Menurut dia, pengakuan itu juga bisa menghilangkan pola pikir yang salah, seolah-olah pembantaian ratusan ribu orang, terdiri dari kader Partai Komunis Indonesia dan yang dituduh anggota PKI, sebanding dengan pembunuhan atas tujuh orang jenderal yang terjadi sebelumnya atau pada peristiwa G30S/PKI.
Soeharto yang saat itu melesat menjadi pemimpin militer dan kemudian menjadi presiden menunjuk PKI satu-satunya pihak yang bertanggung jawab atas kematian tujuh Pahlawan Revolusi.
"Saya tidak bicara tentang ideologi, ini tentang kemanusiaan.

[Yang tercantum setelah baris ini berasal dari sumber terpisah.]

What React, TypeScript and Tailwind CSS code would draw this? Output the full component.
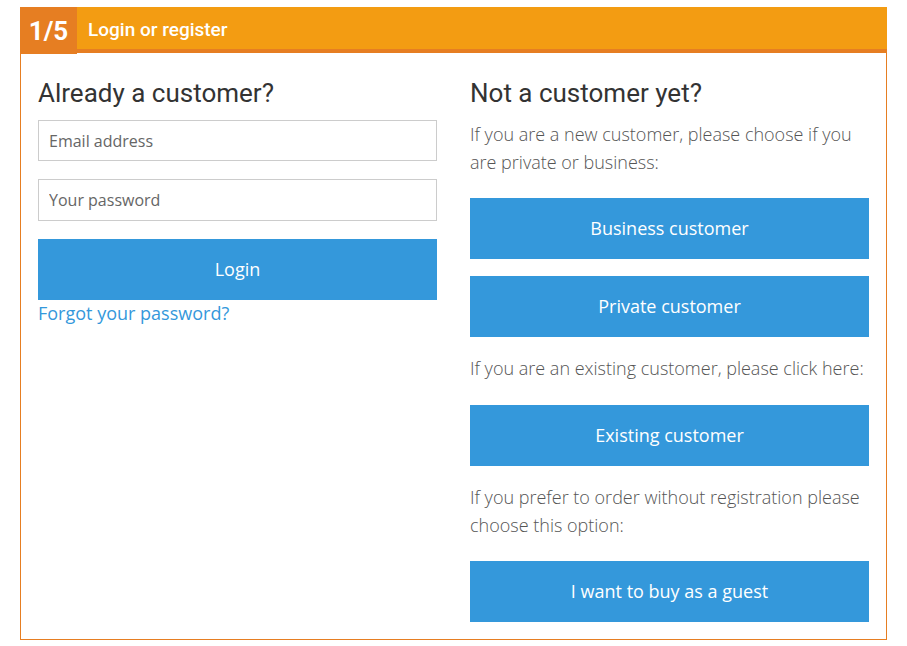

Perbuatan yang menghilangkan satu nyawa pun, apalagi akibat perbedaan pandangan politik, adalah tidak benar," tuturnya.
Dia mencontohkan partai legal yang beberapa pemimpinnya membuat kesalahan, umpamnya kejahatan korupsi. "Apakah dengan korupsi itu, partainya harus dibubarkan dan semua anggotanya sampai ke tingkat cabang atau ranting harus ditangkap dan dipenjarakan?" kata dia.
Oleh karena itu, pemerintah dianggap perlu membuka dan mengakui peristiwa pelanggaran HAM berat ini, demi melepaskan beban yang menggelayuti negeri ini selama bertahun-tahun.
"Pembantaian manusia di Indonesia 1965-1966 adalah pembunuhan terbesar sejak Perang Dunia II, jumlah korban terbesar setelah Kamp Auschwitz oleh Nazi. Selama ini tidak bisa diselesaikan, Indonesia tidak akan bisa berlari cepat," tutur dia.